Get a job that your good at, you 're clearly not good at this one. You may also want to think about not being so ageist and insulting others. Great review if your objective was to make yourself look and idiot!

Were you at the same concert I was?! Lots of people, myself included, were singing and dancing all the way through. The concert was superb and if my memory serves me well, which at 36 I should hope it is, Jim Kerr was animated from start to finish!!

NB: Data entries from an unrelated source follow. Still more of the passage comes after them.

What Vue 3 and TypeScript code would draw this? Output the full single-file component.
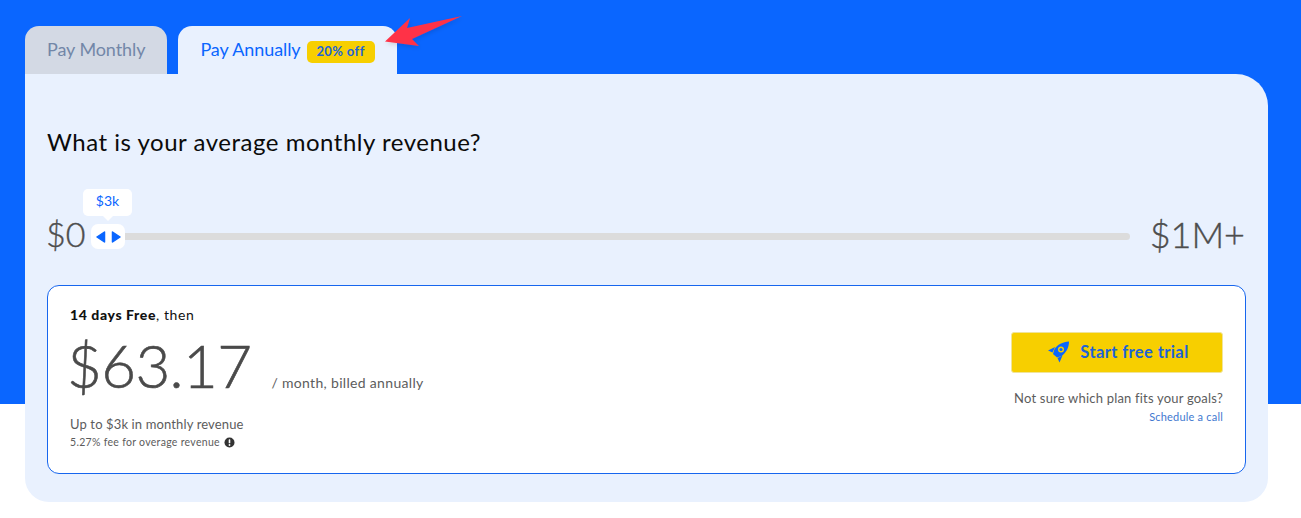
<script setup lang="ts">
const tabs = [
  { label: 'Pay Monthly', active: false },
  { label: 'Pay Annually', active: true, badge: '20% off' },
]
</script>

<template>
  <div class="page">
    <div class="tabs">
      <div v-for="t in tabs" :key="t.label" class="tab" :class="{ active: t.active }">
        <span>{{ t.label }}</span>
        <span v-if="t.badge" class="badge">{{ t.badge }}</span>
      </div>
    </div>
    <svg class="arrow" width="90" height="44" viewBox="380 10 90 44">
      <defs>
        <filter id="sh" x="-20%" y="-20%" width="140%" height="160%">
          <feDropShadow dx="1" dy="2" stdDeviation="2" flood-color="#000" flood-opacity="0.12" />
        </filter>
      </defs>
      <path d="M385 41.5 L410 18 L407 28 L462 16 L412 39 L419 46 Z" fill="#ff3347" filter="url(#sh)" />
    </svg>
    <div class="panel">
      <h2 class="question">What is your average monthly revenue?</h2>
      <div class="slider">
        <span class="end first">$0</span>
        <div class="track">
          <div class="handle">
            <div class="tip">$3k</div>
            <svg width="25" height="12" viewBox="0 0 25 12"><path d="M8.500 1v10L1 6zM16.500 1v10L24 6z" fill="#0a66ff" stroke="#0a66ff" stroke-width="1.500" stroke-linejoin="round" /></svg>
          </div>
        </div>
        <span class="end last">$1M+</span>
      </div>
      <div class="card">
        <div class="left">
          <div class="free"><b>14 days Free</b>, then</div>
          <div class="price-row">
            <span class="price">$63.17</span>
            <span class="per">/ month, billed annually</span>
          </div>
          <div class="up">Up to $3k in monthly revenue</div>
          <div class="fee">
            5.27% fee for overage revenue
            <svg width="11" height="11" viewBox="0 0 11 11"><circle cx="5.500" cy="5.500" r="5" fill="#333" /><rect x="4.700" y="2.300" width="1.600" height="4" rx=".6" fill="#fff" /><circle cx="5.500" cy="8" r=".9" fill="#fff" /></svg>
          </div>
        </div>
        <div class="right">
          <button class="cta">
            <svg class="rocket" width="23" height="22" viewBox="0 0 23 22">
              <path fill="#0a66ff" d="M22 .5C15.500 1 10.500 3.500 7.500 8L6 13l4 3.500 4.500-1.500C19 11.500 22 7 22 .5Z" />
              <path fill="#0a66ff" d="M8 6 1 9.500l4.500 2zM15.500 14.500 12.500 21.500 10.500 17z" />
              <circle cx="14" cy="8.500" r="3" fill="#f7cf00" />
              <circle cx="14" cy="8.500" r="1.600" fill="#0a66ff" />
            </svg>
            <span>Start free trial</span>
          </button>
          <div class="unsure">Not sure which plan fits your goals?</div>
          <a class="call">Schedule a call</a>
        </div>
      </div>
    </div>
  </div>
</template>

<style>
html, body { margin: 0; background: #fff; }
</style>

<style scoped>
.page {
  position: relative;
  box-sizing: border-box;
  width: 1301px;
  height: 518px;
  padding: 26px 33px 16px 25px;
  background: linear-gradient(#0a66ff 404px, #fff 404px);
  font-family: Lato, "Open Sans", sans-serif;
  overflow: hidden;
}
.tabs { display: flex; gap: 11px; height: 48px; }
.tab {
  display: flex;
  align-items: center;
  gap: 6px;
  padding: 0 22px 3px;
  border-radius: 14px 14px 0 0;
  background: #d3d9e4;
  color: #7287a8;
  font-size: 18px;
  letter-spacing: -.08px;
}
.tab.active { background: #e9f1fe; color: #0a66ff; }
.badge {
  display: flex;
  align-items: center;
  justify-content: center;
  align-self: flex-start;
  box-sizing: border-box;
  width: 68px;
  height: 22px;
  margin-top: 15px;
  padding-bottom: 2px;
  border-radius: 5px;
  background: #f7cf00;
  color: #1d63d8;
  font-size: 13px;
  font-weight: 700;
  letter-spacing: .4px;
}
.arrow { position: absolute; left: 380px; top: 10px; }
.panel {
  box-sizing: border-box;
  height: 428px;
  padding: 54px 22px 28px;
  background: #e9f1fe;
  border-radius: 0 32px 24px 24px;
}
.question {
  margin: 0;
  height: 28px;
  font-size: 24px;
  line-height: 28px;
  font-weight: 400;
  color: #0b0b0b;
  letter-spacing: .52px;
}
.slider {
  display: flex;
  align-items: center;
  height: 44px;
  margin-top: 57px;
  margin-bottom: 28px;
}
.end {
  padding-bottom: 2px;
  font-size: 36px;
  line-height: 44px;
  color: #4d4d4d;
  font-weight: 300;
  -webkit-text-stroke: .4px #4d4d4d;
}
.first { width: 45px; margin-left: -1px; flex: none; font-size: 34px; }
.last { margin-left: auto; margin-right: 1px; }
.track {
  position: relative;
  flex: none;
  width: 1039px;
  height: 7px;
  margin-top: 3px;
  border-radius: 4px;
  background: #dcdcdc;
}
.handle {
  position: absolute;
  left: 0;
  top: -9px;
  display: flex;
  align-items: center;
  justify-content: center;
  width: 34px;
  height: 25px;
  border-radius: 7px;
  background: #fff;
}
.tip {
  position: absolute;
  left: -8px;
  top: -35px;
  width: 49px;
  height: 27px;
  border-radius: 5px;
  background: #fff;
  color: #0a66ff;
  font-size: 14px;
  line-height: 24px;
  text-align: center;
}
.tip::after {
  content: "";
  position: absolute;
  left: 19px;
  bottom: -5px;
  border: 6px solid transparent;
  border-bottom: 0;
  border-top-color: #fff;
}
.card {
  box-sizing: border-box;
  height: 189px;
  display: flex;
  justify-content: space-between;
  padding: 20px 22px 0 22px;
  border: 1px solid #1766ee;
  border-radius: 12px;
  background: #fff;
}
.free { font-size: 14px; line-height: 17px; color: #111; letter-spacing: .6px; }
.free b { font-weight: 900; }
.price-row { display: flex; align-items: baseline; gap: 20px; height: 73px; margin-top: 6px; margin-left: -3px; }
.price {
  font-size: 60px;
  line-height: 73px;
  font-weight: 300;
  color: #4a4a4a;
  letter-spacing: -.6px;
  -webkit-text-stroke: .6px #4a4a4a;
}
.per { font-size: 14px; color: #5c5c5c; letter-spacing: .32px; }
.up { margin-top: 14px; font-size: 13px; line-height: 17px; color: #5c5c5c; letter-spacing: .13px; }
.fee { display: flex; align-items: center; gap: 4px; margin-top: 2px; font-size: 10.500px; line-height: 15px; color: #5c5c5c; letter-spacing: .3px; }
.right { display: flex; flex-direction: column; align-items: flex-end; padding-top: 26px; }
.cta {
  display: flex;
  align-items: center;
  justify-content: center;
  gap: 10px;
  box-sizing: border-box;
  width: 212px;
  height: 41px;
  padding: 0 0 2px 2px;
  border: 1px solid #f0e49a;
  border-radius: 3px;
  background: #f7cf00;
  color: #1d63d8;
  font: 700 16.500px Lato, sans-serif;
  letter-spacing: .4px;
}
.unsure { margin-top: 17px; font-size: 13px; line-height: 17px; color: #5c5c5c; letter-spacing: .2px; }
.call { margin-top: 3px; font-size: 11px; line-height: 14px; color: #3f78d0; letter-spacing: .2px; }
</style>
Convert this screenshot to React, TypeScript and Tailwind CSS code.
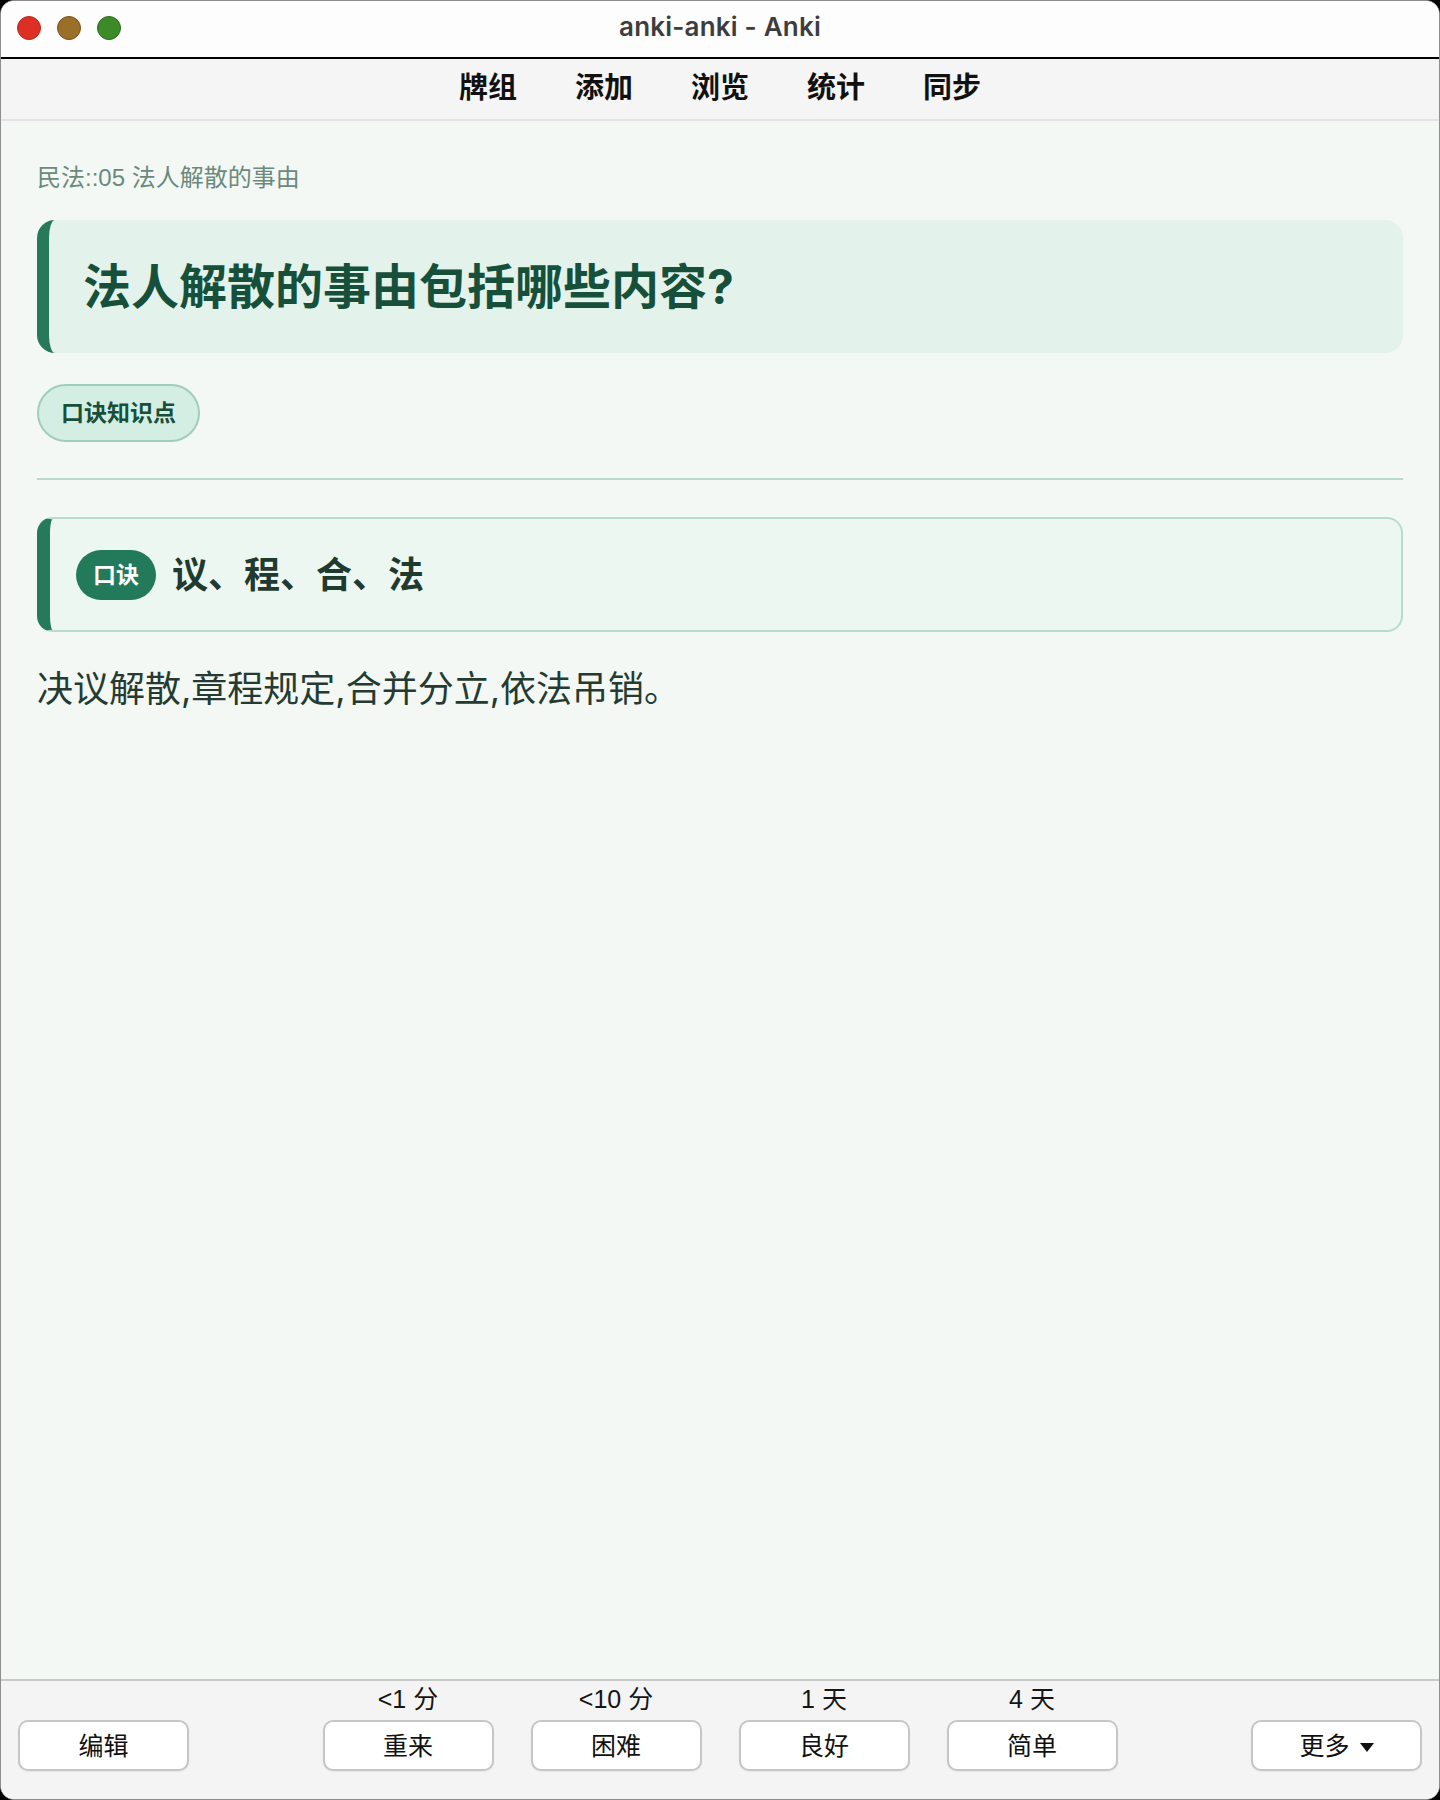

First saw Simple Minds in 86. Have been fortunate to see James, The Chilli Pepers and Simple Minds recently. Have to say that Simple Minds were as good as the others (which live are hard acts to follow) and as good as they were in 86. Reference to U2 is nonsense. Simple Minds are a far better band who aren't up their own backsides

Well I agreed with only one point and that is that time has been very good indeed to Jim and Charlie. They are both very attractive and charming men who can mesmerise and captivate their audience. Charlie does not look like Stan Smith, that comment was not at all amusing. I did chuckle a little to the Blackadder 1st with a beret comment. Well we all looked a bit different back then didn’t we and I think Jim wouldn’t mind that jibe about his 80s style too much either. The rest of the article was a bit at odds with the reality of a Simple Minds concert. I have been to many and have never been to one where the older music is not as much appreciated as the “stadium stuff”. Are you saying that Love Song, The American, Hunter and the Hunted etc do not go down an absolute storm? That’s not my opinion anyway. Simple Minds are the best live band ever and any song they play-even if it is not their own- is played to perfection to a very appreciative audience.

Cop out of a review. 1/10 for effort.